Friday, January 21, 2011

Understanding the Tea Party's Motivations

The Washington Post has a story this morning (here) about a rift among House Republicans over the depth of proposed spending cuts. Many want far deeper cuts than the leadership is proposing. They want to cut not only fat, but muscle, sinew, even bone. What they seek is not a more economically efficient federal government - it would be a mistake to suppose that they are social-welfare consequentialists. The motivation of tea-partiers is not economic but ideological. They want to shrink the federal  government simply for the sake of smaller government, pretty much regardless of consequences for social welfare.
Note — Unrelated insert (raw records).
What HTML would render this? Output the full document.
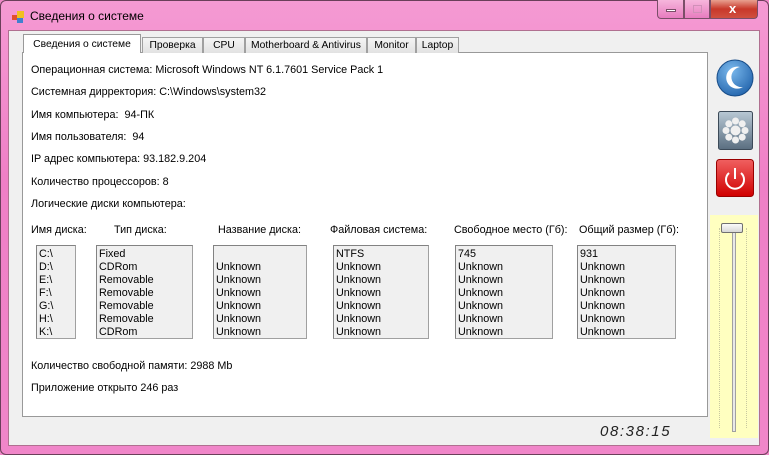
<!DOCTYPE html>
<html><head><meta charset="utf-8"><style>
*{margin:0;padding:0;box-sizing:border-box}
body{width:769px;height:455px;overflow:hidden;background:#f088c8;font-family:"Liberation Sans","DejaVu Sans",sans-serif;font-size:10.8px;color:#000;position:relative}
.frame{position:absolute;left:0;top:0;width:769px;height:455px;border:1px solid #6b3f5a;border-radius:6px;background:linear-gradient(#f59ad3,#ef7fc6 40%,#f086c9)}
.title{position:absolute;left:30px;top:9px;font-size:12px;color:#000}
.ico{position:absolute;left:12px;top:11px;width:12px;height:12px}
.client{position:absolute;left:8px;top:30px;width:752px;height:416px;background:#f0f0f0;border:1px solid #b07090}
.abs{position:absolute}
.tab{position:absolute;top:37px;height:16px;border:1px solid #a0a0a0;border-bottom:none;background:linear-gradient(#f4f4f4,#e2e2e2);font-size:10.3px;padding:2px 0 0 0;text-align:center;white-space:nowrap;overflow:hidden}
.page{position:absolute;left:22px;top:52px;width:686px;height:365px;background:#fff;border:1px solid #999}
.t{position:absolute;white-space:nowrap}
.lb{position:absolute;top:245px;height:94px;background:#f0f0f0;border:1px solid #a0a0a0;border-top-color:#828282;border-left-color:#828282;padding:2px 0 0 2px;line-height:13px;font-size:10.8px}
.wb{position:absolute;top:0;height:19px;border:1px solid #7a4e68;border-top:none}
</style></head><body>
<div class="frame"></div>
<svg class="ico" viewBox="0 0 12 12"><rect x="0" y="4" width="5" height="5" fill="#e05030"/><rect x="5" y="0" width="7" height="7" fill="#f0c020"/><rect x="5" y="7" width="6" height="5" fill="#4080d0"/></svg>
<div class="title">Сведения о системе</div>
<div class="wb" style="left:657px;width:27px;border-radius:0 0 0 4px;background:linear-gradient(#f6b6dc,#e77cbf)"><div class="abs" style="left:8px;top:9px;width:10px;height:3px;background:#fff;border:1px solid #7a4e68"></div></div>
<div class="wb" style="left:684px;width:26px;background:linear-gradient(#f6b6dc,#e77cbf)"><div class="abs" style="left:8px;top:5px;width:9px;height:8px;border:1px solid #d090b8"></div></div>
<div class="wb" style="left:710px;width:48px;border-radius:0 0 4px 0;background:linear-gradient(#e8a090,#c8382a 50%,#d05040)"><div class="abs" style="left:18px;top:1px;color:#fff;font-weight:bold;font-size:13px">x</div></div>
<div class="client"></div>
<div class="page"></div>
<div class="tab" style="left:23px;top:34px;height:19px;width:118px;background:#fff;border-color:#999;padding-top:4px">Сведения о системе</div>
<div class="tab" style="left:142px;width:61px">Проверка</div>
<div class="tab" style="left:203px;width:42px">CPU</div>
<div class="tab" style="left:245px;width:122px">Motherboard &amp; Antivirus</div>
<div class="tab" style="left:367px;width:49px">Monitor</div>
<div class="tab" style="left:416px;width:43px">Laptop</div>

<div class="t" style="left:31px;top:64px">Операционная система: Microsoft Windows NT 6.1.7601 Service Pack 1</div>
<div class="t" style="left:31px;top:86px">Системная дирректория: C:\Windows\system32</div>
<div class="t" style="left:31px;top:109px">Имя компьютера:&nbsp; 94-ПК</div>
<div class="t" style="left:31px;top:131px">Имя пользователя:&nbsp; 94</div>
<div class="t" style="left:31px;top:153px">IP адрес компьютера: 93.182.9.204</div>
<div class="t" style="left:31px;top:176px">Количество процессоров: 8</div>
<div class="t" style="left:31px;top:198px">Логические диски компьютера:</div>
<div class="t" style="left:31px;top:224px">Имя диска:</div>
<div class="t" style="left:114px;top:224px">Тип диска:</div>
<div class="t" style="left:218px;top:224px">Название диска:</div>
<div class="t" style="left:330px;top:224px">Файловая система:</div>
<div class="t" style="left:454px;top:224px">Свободное место (Гб):</div>
<div class="t" style="left:579px;top:224px">Общий размер (Гб):</div>

<div class="lb" style="left:36px;width:40px">C:\<br>D:\<br>E:\<br>F:\<br>G:\<br>H:\<br>K:\</div>
<div class="lb" style="left:96px;width:97px">Fixed<br>CDRom<br>Removable<br>Removable<br>Removable<br>Removable<br>CDRom</div>
<div class="lb" style="left:213px;width:94px">&nbsp;<br>Unknown<br>Unknown<br>Unknown<br>Unknown<br>Unknown<br>Unknown</div>
<div class="lb" style="left:333px;width:96px">NTFS<br>Unknown<br>Unknown<br>Unknown<br>Unknown<br>Unknown<br>Unknown</div>
<div class="lb" style="left:455px;width:98px">745<br>Unknown<br>Unknown<br>Unknown<br>Unknown<br>Unknown<br>Unknown</div>
<div class="lb" style="left:577px;width:99px">931<br>Unknown<br>Unknown<br>Unknown<br>Unknown<br>Unknown<br>Unknown</div>

<div class="t" style="left:31px;top:360px">Количество свободной памяти: 2988 Mb</div>
<div class="t" style="left:31px;top:382px">Приложение открыто 246 раз</div>
<div class="t" style="left:600px;top:423px;font-size:15px;font-style:italic;color:#222;letter-spacing:1.6px">08:38:15</div>

<svg class="abs" style="left:716px;top:59px" width="38" height="38" viewBox="0 0 38 38"><defs><radialGradient id="g1" cx=".4" cy=".3" r=".8"><stop offset="0" stop-color="#7ab8ec"/><stop offset="1" stop-color="#1d5fa8"/></radialGradient></defs><circle cx="19" cy="19" r="18" fill="url(#g1)" stroke="#174c88"/><path d="M24 8 A11 11 0 1 0 27 28 A9 9 0 1 1 24 8Z" fill="#fff"/></svg>
<svg class="abs" style="left:718px;top:111px" width="35" height="39" viewBox="0 0 35 39"><defs><linearGradient id="g2" x1="0" y1="0" x2="0" y2="1"><stop offset="0" stop-color="#b8c8d4"/><stop offset="1" stop-color="#5a6e80"/></linearGradient></defs><rect x=".5" y=".5" width="34" height="38" rx="2" fill="url(#g2)" stroke="#3c4a58"/><g fill="#f0f0f0"><circle cx="17.5" cy="19.5" r="5"/><circle cx="17.5" cy="10" r="3.5"/><circle cx="17.5" cy="29" r="3.5"/><circle cx="8" cy="19.5" r="3.5"/><circle cx="27" cy="19.5" r="3.5"/><circle cx="10.8" cy="12.8" r="3.5"/><circle cx="24.2" cy="12.8" r="3.5"/><circle cx="10.8" cy="26.2" r="3.5"/><circle cx="24.2" cy="26.2" r="3.5"/></g></svg>
<svg class="abs" style="left:716px;top:159px" width="38" height="38" viewBox="0 0 38 38"><defs><linearGradient id="g3" x1="0" y1="0" x2="0" y2="1"><stop offset="0" stop-color="#f06060"/><stop offset="1" stop-color="#d00000"/></linearGradient></defs><rect x=".5" y=".5" width="37" height="37" rx="3" fill="url(#g3)" stroke="#900"/><path d="M13 14 A9 9 0 1 0 25 14" fill="none" stroke="#fff" stroke-width="2"/><line x1="19" y1="9" x2="19" y2="20" stroke="#fff" stroke-width="2"/></svg>

<div class="abs" style="left:710px;top:215px;width:48px;height:223px;background:#ffffc0"></div>
<div class="abs" style="left:719px;top:228px;width:3px;height:200px;border-left:1px dotted #c8c8a0"></div>
<div class="abs" style="left:746px;top:228px;width:3px;height:200px;border-left:1px dotted #c8c8a0"></div>
<div class="abs" style="left:732px;top:228px;width:4px;height:204px;background:#e8e8e8;border:1px solid #a0a0a0"></div>
<div class="abs" style="left:721px;top:223px;width:22px;height:10px;border:1px solid #707070;border-radius:2px;background:linear-gradient(#fafafa,#d8d8d8)"></div>
</body></html>
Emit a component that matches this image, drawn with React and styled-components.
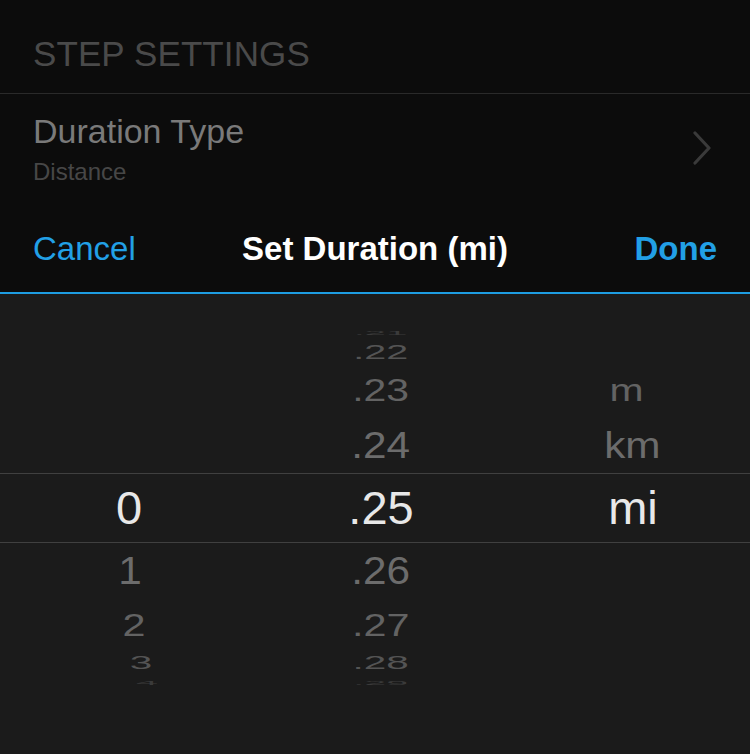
import React from "react";
import styled, { createGlobalStyle } from "styled-components";

const Global = createGlobalStyle`
  html, body { margin: 0; padding: 0; background: #1b1b1b; }
  body { font-family: "Liberation Sans", Arial, sans-serif; }
`;

const Screen = styled.div`
  width: 750px;
  height: 754px;
  display: flex;
  flex-direction: column;
  background: #0c0c0c;
  overflow: hidden;
`;

const SectionHeader = styled.div`
  box-sizing: border-box;
  height: 94px;
  padding: 34px 33px 0;
  font-size: 35px;
  line-height: 40px;
  letter-spacing: 0.1px;
  color: #4a4a4a;
  border-bottom: 1px solid #2a2a2a;
`;

const SettingRow = styled.div`
  box-sizing: border-box;
  height: 106px;
  padding: 17px 38px 0 33px;
  display: flex;
  align-items: flex-start;
  justify-content: space-between;
`;

const SettingText = styled.div`
  display: flex;
  flex-direction: column;
  gap: 7px;
`;

const SettingTitle = styled.div`
  font-size: 34px;
  line-height: 40px;
  color: #7a7a7a;
`;

const SettingValue = styled.div`
  font-size: 24px;
  line-height: 28px;
  color: #474747;
`;

const Chevron = styled.svg`
  width: 20px;
  height: 34px;
  margin-top: 20px;
`;

const Toolbar = styled.div`
  box-sizing: border-box;
  height: 94px;
  padding: 6px 33px 0;
  display: grid;
  grid-template-columns: 1fr auto 1fr;
  align-items: center;
  border-bottom: 2px solid #1e9de2;
`;

const ToolButton = styled.div`
  font-size: 33px;
  line-height: 40px;
  color: #22a0e6;
  font-weight: ${(p) => (p.$bold ? 700 : 400)};
  justify-self: ${(p) => (p.$end ? "end" : "start")};
`;

const ToolTitle = styled.div`
  font-size: 33px;
  line-height: 40px;
  font-weight: 700;
  color: #ffffff;
`;

const Picker = styled.div`
  flex: 1;
  background: #1b1b1b;
  padding-top: 33px;
  display: flex;
  flex-direction: column;
`;

const PickerRow = styled.div`
  box-sizing: border-box;
  flex: none;
  height: ${(p) => p.$h}px;
  display: grid;
  grid-template-columns: repeat(3, 252px);
  grid-template-rows: minmax(0, 1fr);
  padding-left: 3px;
  ${(p) =>
    p.$selected &&
    `
    border-top: 1px solid #404040;
    border-bottom: 1px solid #404040;
  `}
`;

const Cell = styled.div`
  min-height: 0;
  display: flex;
  justify-content: center;
  align-items: center;
  overflow: visible;
`;

const Value = styled.span`
  display: inline-block;
  font-size: 47px;
  line-height: 54px;
  color: ${(p) => p.$color};
  transform: translateX(${(p) => p.$dx || 0}px) scale(${(p) => p.$sx}, ${(p) => p.$sy});
  transform-origin: center center;
  white-space: nowrap;
`;

const rows = [
  { h: 12, sx: 0.82, sy: 0.1, color: "#3a3a3a", cells: [null, ".21", null] },
  { h: 26, sx: 0.84, sy: 0.42, color: "#545454", cells: [null, ".22", null] },
  { h: 52, sx: 0.87, sy: 0.65, color: "#636363", cells: [null, ".23", "m"], dx: [0, 0, -6] },
  { h: 56, sx: 0.9, sy: 0.8, color: "#6c6c6c", cells: [null, ".24", "km"], dx: [0, 0, -1] },
  { h: 70, sx: 1, sy: 1, color: "#e8e8e8", cells: ["0", ".25", "mi"], selected: true },
  { h: 56, sx: 0.9, sy: 0.82, color: "#6c6c6c", cells: ["1", ".26", null], dx: [1, 0, 0] },
  { h: 52, sx: 0.88, sy: 0.67, color: "#636363", cells: ["2", ".27", null], dx: [5, 0, 0] },
  { h: 24, sx: 0.86, sy: 0.4, color: "#545454", cells: ["3", ".28", null], dx: [12, 0, 0] },
  { h: 16, sx: 0.84, sy: 0.1, color: "#3a3a3a", cells: ["4", ".29", null], dx: [18, 0, 0] },
];

export default function App() {
  return (
    <>
      <Global />
      <Screen>
        <SectionHeader>STEP SETTINGS</SectionHeader>
        <SettingRow>
          <SettingText>
            <SettingTitle>Duration Type</SettingTitle>
            <SettingValue>Distance</SettingValue>
          </SettingText>
          <Chevron viewBox="0 0 20 34">
            <polyline
              points="3,2 17,17 3,32"
              fill="none"
              stroke="#3a3a3a"
              strokeWidth="3.2"
              strokeLinecap="round"
              strokeLinejoin="round"
            />
          </Chevron>
        </SettingRow>
        <Toolbar>
          <ToolButton>Cancel</ToolButton>
          <ToolTitle>Set Duration (mi)</ToolTitle>
          <ToolButton $bold $end>
            Done
          </ToolButton>
        </Toolbar>
        <Picker>
          {rows.map((r, i) => (
            <PickerRow key={i} $h={r.h} $selected={r.selected}>
              {r.cells.map((c, j) => (
                <Cell key={j}>
                  {c && (
                    <Value
                      $color={r.color}
                      $sx={r.sx}
                      $sy={r.sy}
                      $dx={r.dx ? r.dx[j] : 0}
                    >
                      {c}
                    </Value>
                  )}
                </Cell>
              ))}
            </PickerRow>
          ))}
        </Picker>
      </Screen>
    </>
  );
}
The problem the tea-partiers inevitably will confront is that, however much voters say they want smaller government, they tend to want it only for other people. For themselves, they typically want whatever government programs benefit them. That's why it is not irrational, even if it is contradictory, for a protester to carry a sign that reads, "No Socialized Medicine; Keep Your Hands Off My Medicare."

I suspect Tea Party-backed members of Congress are going to find it difficult to retain their ideologically purity of heart, unless they are willing to sacrifice their own political futures. And while it would be a mistake to suppose that they are social-welfare consequentialists, it would be a bigger mistake to suppose that they are heroes who do not care about their own welfare.